Anesthetic-free dental cleanings have been growing in popularity over the past several years. They are marketed as a safe low-cost alternative to dental cleanings done under general anesthetic at vet clinics. The idea is that your pet will lay down and willingly allow their teeth to be cleaned with handheld instruments. Although this may sound like a great option, it is not without risks.
When a licensed Veterinarian examines your pet’s mouth and recommends a dental prophylaxis, it is likely because there is calculus (hardened plaque) and/or gingivitis (inflammation of the gums). The procedure that they are recommending is a thorough process. At Mill Creek Animal Hospital, a dental prophylaxis includes: a pre-anesthetic exam the morning of surgery, a nail trim, IV catheter placement and IV fluids, intubation and gas anesthesia maintenance, ultrasonic scaling, probing, polishing, and a fluoride treatment. There is a reason for every step of the process- for example, the IV catheter gives venous access to administer drugs in case of an emergency. Another example would be that polishing is necessary to perform after scaling the teeth, as the scaler creates micro grooves in the teeth that polishing smooths out. The micro grooves give texture for the plaque to live in.
Anesthetic-free cleanings typically do not take place in a veterinary clinic. This means several things- there is typically not a licensed Veterinarian on site, there are not emergency drugs on hand in case of an emergency, and if an emergency does take place, you have to leave to seek out a veterinarian with said resources. In Alberta, there are no pre-requisites/regulations for anesthetic-free cleanings- meaning that anyone with any amount of experience can perform them. A licensed Animal Health Technician obtains a two-year diploma and writes a registration exam before they can perform dental cleanings. A Veterinarian obtains a four-year veterinary medicine degree with 2-4 years of prerequisite post-secondary education and a registration exam before they can perform dental extractions.

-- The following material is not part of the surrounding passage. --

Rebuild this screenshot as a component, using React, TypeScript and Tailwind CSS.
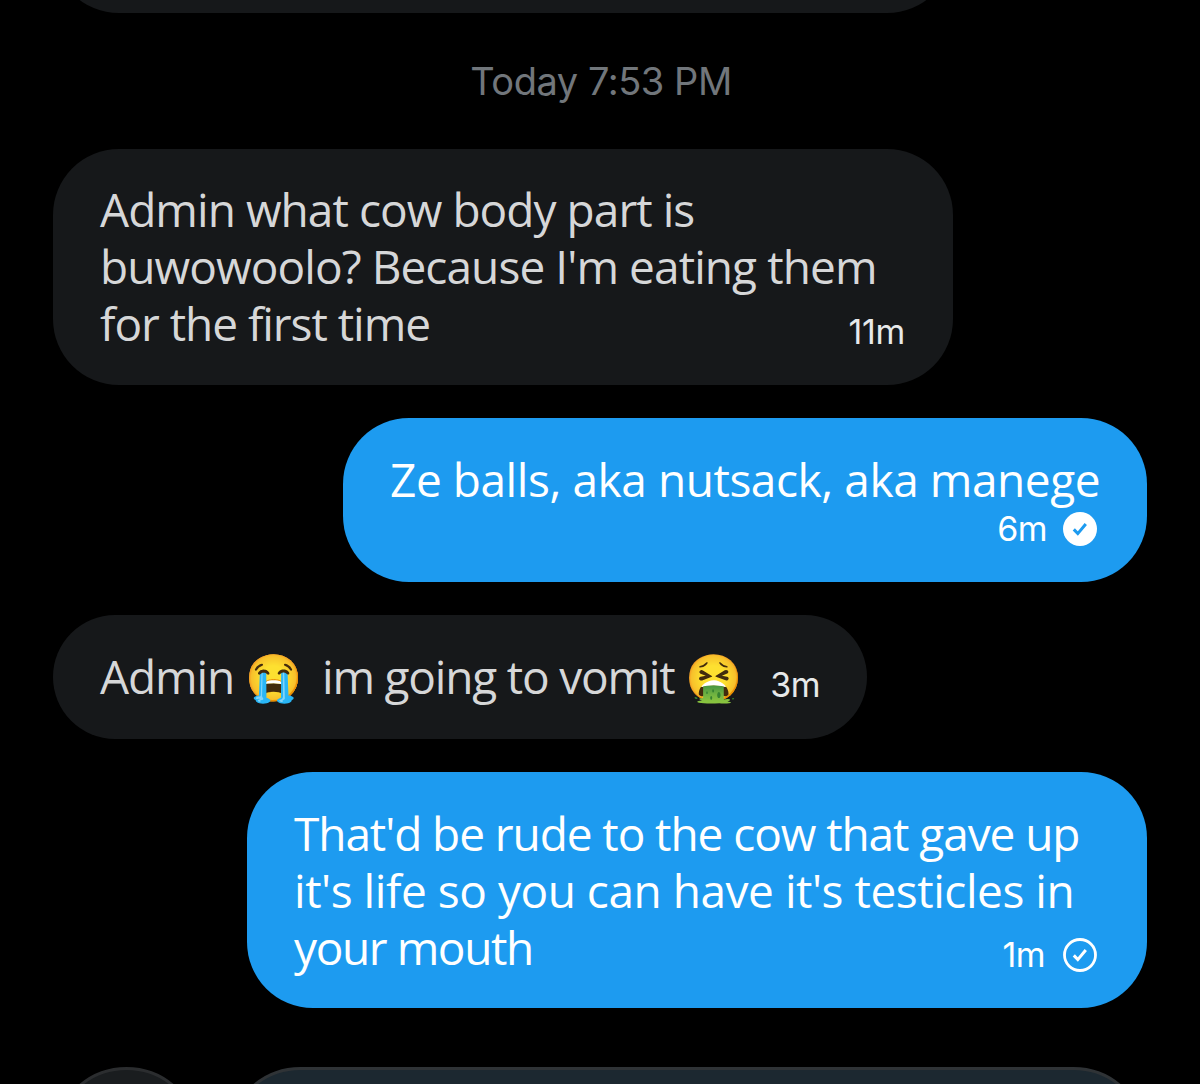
type Line = { text: string; tracking: string }

function Bubble({ children, className }: { children: React.ReactNode; className: string }) {
  return <div className={`flex shrink-0 rounded-[66px] ${className}`}>{children}</div>
}

function Lines({ lines }: { lines: Line[] }) {
  return (
    <p className="whitespace-nowrap">
      {lines.map((line) => (
        <span key={line.text} className={`block ${line.tracking}`}>
          {line.text}
        </span>
      ))}
    </p>
  )
}

function SeenIcon() {
  return (
    <svg viewBox="0 0 34 34" className="size-[34px] shrink-0">
      <circle cx="17" cy="17" r="17" fill="#fff" />
      <path d="M10.8 17.4l4 4.2 8-9.6" fill="none" stroke="#1d9bf0" strokeWidth="3" />
    </svg>
  )
}

function SentIcon() {
  return (
    <svg viewBox="0 0 34 34" className="size-[34px] shrink-0">
      <circle cx="17" cy="17" r="15.5" fill="none" stroke="#fff" strokeWidth="2.8" />
      <path d="M10.8 17.4l4 4.2 8-9.6" fill="none" stroke="#fff" strokeWidth="3" />
    </svg>
  )
}

export default function App() {
  return (
    <div className="flex h-[1084px] w-[1200px] flex-col overflow-hidden bg-black px-[53px] font-['Open_Sans','Noto_Color_Emoji',sans-serif] text-[46px] leading-[57px] font-[430] text-[#d6d7d8]">
      <div className="h-[13px] w-[900px] shrink-0 overflow-hidden">
        <div className="-mt-[187px] h-[200px] rounded-[66px] bg-[#16181a]" />
      </div>

      <div className="flex h-[136px] shrink-0 items-center justify-center pl-[2px] font-['Inter',sans-serif] text-[38px] font-normal tracking-[-0.45px] text-[#71767b]">
        Today 7:53 PM
      </div>

      <Bubble className="h-[236px] w-[900px] justify-between bg-[#16181a] pt-8 pr-12 pl-[47px]">
        <Lines
          lines={[
            { text: "Admin what cow body part is", tracking: "tracking-[-0.95px]" },
            { text: "buwowoolo? Because I'm eating them", tracking: "tracking-[-0.92px]" },
            { text: "for the first time", tracking: "tracking-[-1.05px]" },
          ]}
        />
        <span className="-ml-20 mt-[131px] h-10 font-['Inter',sans-serif] text-[34px] leading-10 font-normal tracking-[-0.3px] text-[#e7e9ea]">
          11m
        </span>
      </Bubble>

      <Bubble className="mt-[33px] h-[164px] w-[804px] flex-col self-end bg-[#1d9bf0] pt-[33px] pr-[50px] pl-[47px] text-white">
        <Lines lines={[{ text: "Ze balls, aka nutsack, aka manege", tracking: "tracking-[-0.44px]" }]} />
        <div className="mt-px flex h-10 items-center justify-end gap-4 font-['Inter',sans-serif] text-[34px] leading-10 font-normal tracking-[-0.5px]">
          6m
          <SeenIcon />
        </div>
      </Bubble>

      <Bubble className="mt-[33px] h-[124px] w-[814px] justify-between bg-[#16181a] pt-[33px] pr-[47px] pl-[47px] whitespace-nowrap">
        <div className="flex">
          <span className="w-[145px] tracking-[-1.1px]">Admin</span>
          <span className="w-[77px] text-[46px]">😭</span>
          <span className="w-[363px] tracking-[-1.2px]">im going to vomit</span>
          <span className="text-[46px]">🤮</span>
        </div>
        <span className="mt-[17px] font-['Inter',sans-serif] text-[34px] leading-10 font-normal tracking-[-0.5px] text-[#e7e9ea]">
          3m
        </span>
      </Bubble>

      <Bubble className="mt-[33px] h-[236px] w-[900px] justify-between self-end bg-[#1d9bf0] pt-[33px] pr-[50px] pl-[47px] text-white">
        <Lines
          lines={[
            { text: "That'd be rude to the cow that gave up", tracking: "tracking-[-1.08px]" },
            { text: "it's life so you can have it's testicles in", tracking: "tracking-[-0.47px]" },
            { text: "your mouth", tracking: "tracking-[-1.4px]" },
          ]}
        />
        <div className="mt-[130px] -ml-32 flex h-10 items-center gap-[18px] font-['Inter',sans-serif] text-[34px] leading-10 font-normal tracking-[-0.5px]">
          1m
          <SentIcon />
        </div>
      </Bubble>

      <div className="mt-[59px] flex shrink-0 gap-[27px]">
        <div className="size-[147px] rounded-full border-[3px] border-[#2b2d2f] bg-[#1a1d1f]" />
        <div className="h-[147px] flex-1 rounded-full border-[3px] border-[#2f3336] bg-[#1c2830]" />
      </div>
    </div>
  )
}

When an animal is awake, it is impossible to examine every aspect of the tooth thoroughly. Not to mention, it is dangerous to put any kind of instrument in the mouth when they are awake. With any sudden movement, an object could pierce the fragile mucous membranes. The person holding the instrument could also be injured by the teeth of the animal or the instrument itself. We recommend that any dental procedure be done under general anesthetic for the safety of your pet and for ourselves.
Taking these factors into consideration is crucial when deciding which procedure to go forward with for your pet. Always ask questions if you have them, the service provider should be able to answer with an understandable response. We want you to understand why we follow a specific protocol for the procedure we are performing on your pet. It is our job and commitment to our profession that makes us care about what decisions you make for your pet’s best interest. Weighing the pros and cons of a procedure that you are choosing for your pet can help you make a decision. When in doubt, discuss with your Veterinarian and trust their professional opinion.